Recently, being closer to home has been a high priority. Wiseman’s wife has required numerous surgeries, the latest just a week ago. “I didn’t know what I was going to do,” said Wiseman, who was offered a position with the Cougars weeks before his wife’s latest procedure. “Last week, I decided that I think it’s best that I make this decision for myself. Obviously, it’s a great opportunity, but I’d really like to be home with my family.”

In addition to being much closer to home, Wiseman will also have the opportunity to continue coaching with a very familiar organization. Wes Wiseman, Chad’s father, served as the head coach of the Cougars from 2001 to 2007.  Additionally, Chad and his four brothers played for the organization growing up.

Yet, there is a bittersweet feeling to his time with the Riveters coming to an end. “Unfortunately, we all have to make those decisions in life, and they’re hard decisions.” Wiseman admitted he had few concrete expectations when he started in the NWHL. Like many other hockey fans, he didn’t know much about the women’s game beyond the Olympics. It wasn’t until midway through the 2015-16 season that he saw a clear vision for success in the women’s game.

“I didn’t have a ton of expectations when I started and about halfway through the season when things really got rolling, I saw how quickly our team was coming together. Last year, there was an opportunity to win because we were really good, but it was unlikely. So we were really looking [towards] year three. I think it was a three-year plan.”

It has taken Wiseman exactly three seasons to get to the final, with the help of four season one veterans: Ashley Johnston, Madison Packer, Bray Ketchum, and Kiira Dosdall. In that time, Wiseman took the franchise from four wins total in the inaugural season to an eleven game winning streak to start the third season. In just one year, he took the Riveters from fourth to second in the NWHL regular season standings.

Not only has Wiseman made clear his vision for the team, but he’s always been upfront about his commitments to his family and his ambitions as a coach. “We’re really happy for him,” said Riveters forward Miye D’Oench.  “He’s given us so much, he’s been so dedicated and sacrificed so much for this team over the last three years and delivered a tremendous result already, regardless of what happens on Sunday.”

Three-year athletic trainer Ashley Robbins added, “He’s been one of the greatest coaches I’ve ever worked with … it’s sad to see him go, but this is what’s best for him and his family. It’s that next step for him.”  Robbins added that the culture of the franchise may change under new leadership, but she is confident in the foundation the veterans, herself included, have built. She also added, somewhat playfully, that she could see Wiseman returning, “He’ll come back. He’ll miss us.”
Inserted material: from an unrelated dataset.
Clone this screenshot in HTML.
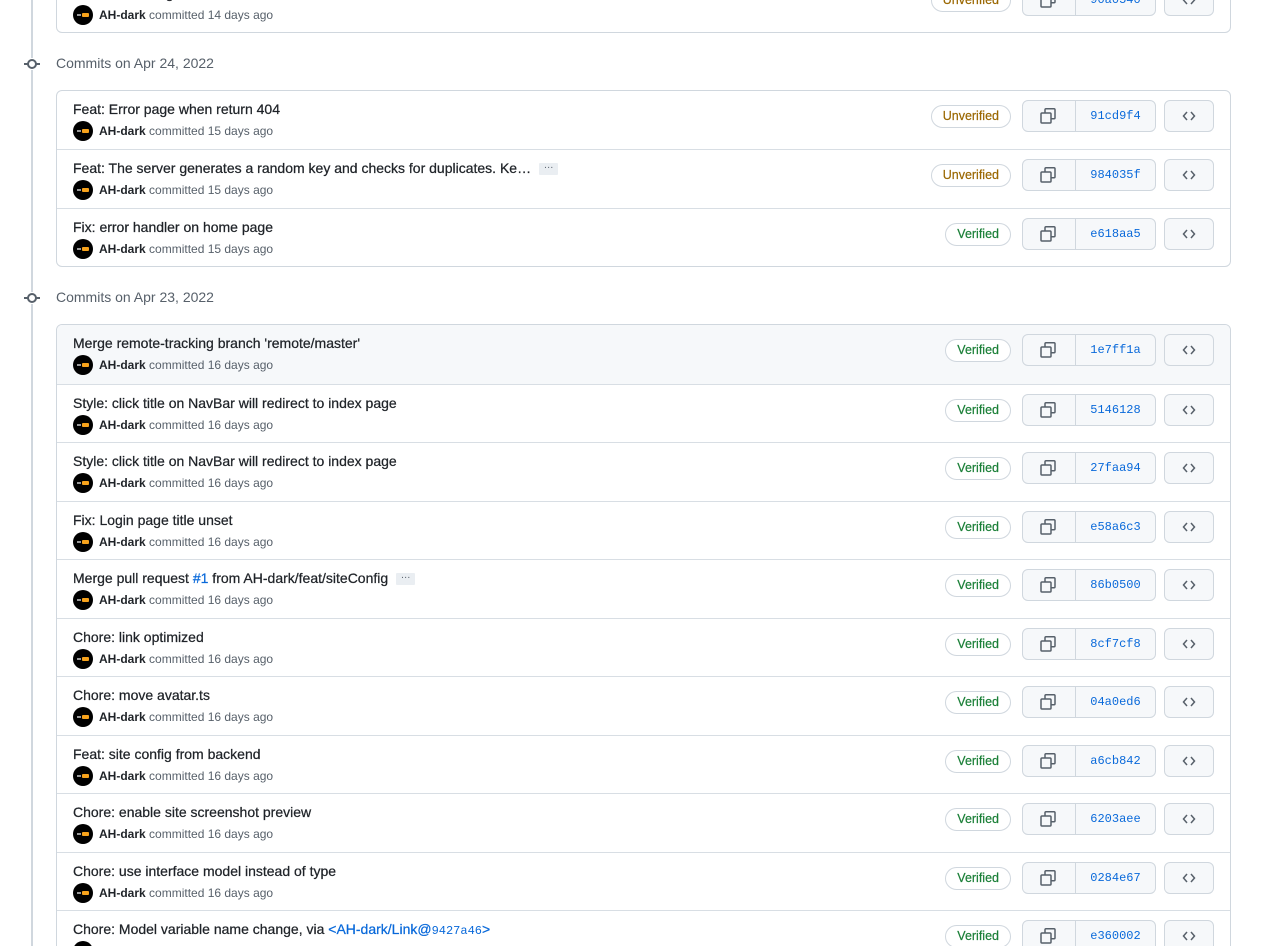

When asked if he was available to help with the transition of leadership, Wiseman responded, “Absolutely. One hundred percent … I’d love to stay involved in the league and I’ve expressed that to Dani [Rylan], and she’s been great and super supportive.”

So, we might not have seen the last of Chad Wiseman in the NWHL. In fact, he has one more game to coach before opening the next chapter of his hockey career. He will lead the Riveters in one last battle. If all goes according to the three-year plan, he will celebrate with this team Sunday. Regardless of the outcome, on Tuesday he will be officially introduced as the head coach of his former team.